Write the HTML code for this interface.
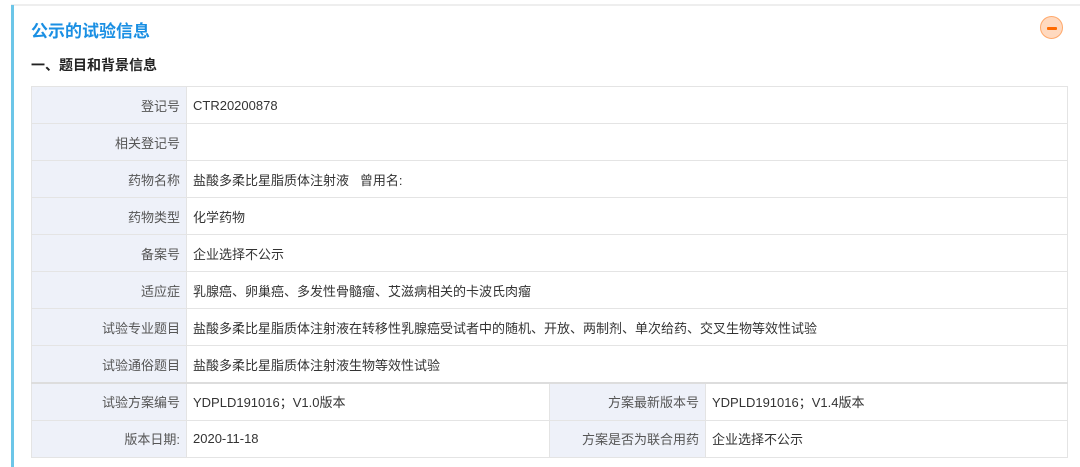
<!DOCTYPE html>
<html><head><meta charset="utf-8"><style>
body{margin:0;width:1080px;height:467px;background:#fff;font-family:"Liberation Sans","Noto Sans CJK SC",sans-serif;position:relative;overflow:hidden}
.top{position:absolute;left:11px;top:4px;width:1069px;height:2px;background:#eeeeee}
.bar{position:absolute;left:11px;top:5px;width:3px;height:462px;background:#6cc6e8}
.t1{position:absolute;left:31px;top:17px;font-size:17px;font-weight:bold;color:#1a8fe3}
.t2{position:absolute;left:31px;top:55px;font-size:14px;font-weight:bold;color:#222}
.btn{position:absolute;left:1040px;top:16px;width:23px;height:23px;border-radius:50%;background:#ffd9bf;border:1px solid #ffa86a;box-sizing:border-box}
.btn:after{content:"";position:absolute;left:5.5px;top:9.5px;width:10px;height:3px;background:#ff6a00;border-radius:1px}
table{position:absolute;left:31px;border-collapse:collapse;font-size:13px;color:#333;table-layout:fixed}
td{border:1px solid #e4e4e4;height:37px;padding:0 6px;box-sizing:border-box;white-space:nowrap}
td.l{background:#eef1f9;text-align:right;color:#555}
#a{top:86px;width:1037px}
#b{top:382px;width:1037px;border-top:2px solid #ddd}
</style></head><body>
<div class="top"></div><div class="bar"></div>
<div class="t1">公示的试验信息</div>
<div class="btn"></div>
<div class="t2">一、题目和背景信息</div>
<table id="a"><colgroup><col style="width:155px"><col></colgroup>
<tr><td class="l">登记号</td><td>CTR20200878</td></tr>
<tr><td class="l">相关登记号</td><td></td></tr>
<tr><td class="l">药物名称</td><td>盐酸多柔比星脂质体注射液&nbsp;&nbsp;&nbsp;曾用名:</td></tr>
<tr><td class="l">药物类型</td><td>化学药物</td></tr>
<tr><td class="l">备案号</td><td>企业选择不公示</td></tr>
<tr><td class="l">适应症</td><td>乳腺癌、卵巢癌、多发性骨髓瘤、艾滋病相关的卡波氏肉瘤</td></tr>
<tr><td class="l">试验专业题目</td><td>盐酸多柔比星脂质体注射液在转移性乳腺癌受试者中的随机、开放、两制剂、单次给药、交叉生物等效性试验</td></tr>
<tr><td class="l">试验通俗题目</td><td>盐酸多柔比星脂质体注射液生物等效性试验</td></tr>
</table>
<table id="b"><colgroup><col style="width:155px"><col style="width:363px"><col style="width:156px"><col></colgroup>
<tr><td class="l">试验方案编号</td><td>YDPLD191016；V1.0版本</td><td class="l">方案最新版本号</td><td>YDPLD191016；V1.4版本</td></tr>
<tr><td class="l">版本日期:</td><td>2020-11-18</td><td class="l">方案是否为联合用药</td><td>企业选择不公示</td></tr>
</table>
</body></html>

» **Task requirements**
Pictures excluded, quote all the data above exactly.

» **Response to the task**
Write the HTML code for this interface.
<!DOCTYPE html>
<html><head><meta charset="utf-8"><style>
body{margin:0;width:1080px;height:467px;background:#fff;font-family:"Liberation Sans","Noto Sans CJK SC",sans-serif;position:relative;overflow:hidden}
.top{position:absolute;left:11px;top:4px;width:1069px;height:2px;background:#eeeeee}
.bar{position:absolute;left:11px;top:5px;width:3px;height:462px;background:#6cc6e8}
.t1{position:absolute;left:31px;top:17px;font-size:17px;font-weight:bold;color:#1a8fe3}
.t2{position:absolute;left:31px;top:55px;font-size:14px;font-weight:bold;color:#222}
.btn{position:absolute;left:1040px;top:16px;width:23px;height:23px;border-radius:50%;background:#ffd9bf;border:1px solid #ffa86a;box-sizing:border-box}
.btn:after{content:"";position:absolute;left:5.5px;top:9.5px;width:10px;height:3px;background:#ff6a00;border-radius:1px}
table{position:absolute;left:31px;border-collapse:collapse;font-size:13px;color:#333;table-layout:fixed}
td{border:1px solid #e4e4e4;height:37px;padding:0 6px;box-sizing:border-box;white-space:nowrap}
td.l{background:#eef1f9;text-align:right;color:#555}
#a{top:86px;width:1037px}
#b{top:382px;width:1037px;border-top:2px solid #ddd}
</style></head><body>
<div class="top"></div><div class="bar"></div>
<div class="t1">公示的试验信息</div>
<div class="btn"></div>
<div class="t2">一、题目和背景信息</div>
<table id="a"><colgroup><col style="width:155px"><col></colgroup>
<tr><td class="l">登记号</td><td>CTR20200878</td></tr>
<tr><td class="l">相关登记号</td><td></td></tr>
<tr><td class="l">药物名称</td><td>盐酸多柔比星脂质体注射液&nbsp;&nbsp;&nbsp;曾用名:</td></tr>
<tr><td class="l">药物类型</td><td>化学药物</td></tr>
<tr><td class="l">备案号</td><td>企业选择不公示</td></tr>
<tr><td class="l">适应症</td><td>乳腺癌、卵巢癌、多发性骨髓瘤、艾滋病相关的卡波氏肉瘤</td></tr>
<tr><td class="l">试验专业题目</td><td>盐酸多柔比星脂质体注射液在转移性乳腺癌受试者中的随机、开放、两制剂、单次给药、交叉生物等效性试验</td></tr>
<tr><td class="l">试验通俗题目</td><td>盐酸多柔比星脂质体注射液生物等效性试验</td></tr>
</table>
<table id="b"><colgroup><col style="width:155px"><col style="width:363px"><col style="width:156px"><col></colgroup>
<tr><td class="l">试验方案编号</td><td>YDPLD191016；V1.0版本</td><td class="l">方案最新版本号</td><td>YDPLD191016；V1.4版本</td></tr>
<tr><td class="l">版本日期:</td><td>2020-11-18</td><td class="l">方案是否为联合用药</td><td>企业选择不公示</td></tr>
</table>
</body></html>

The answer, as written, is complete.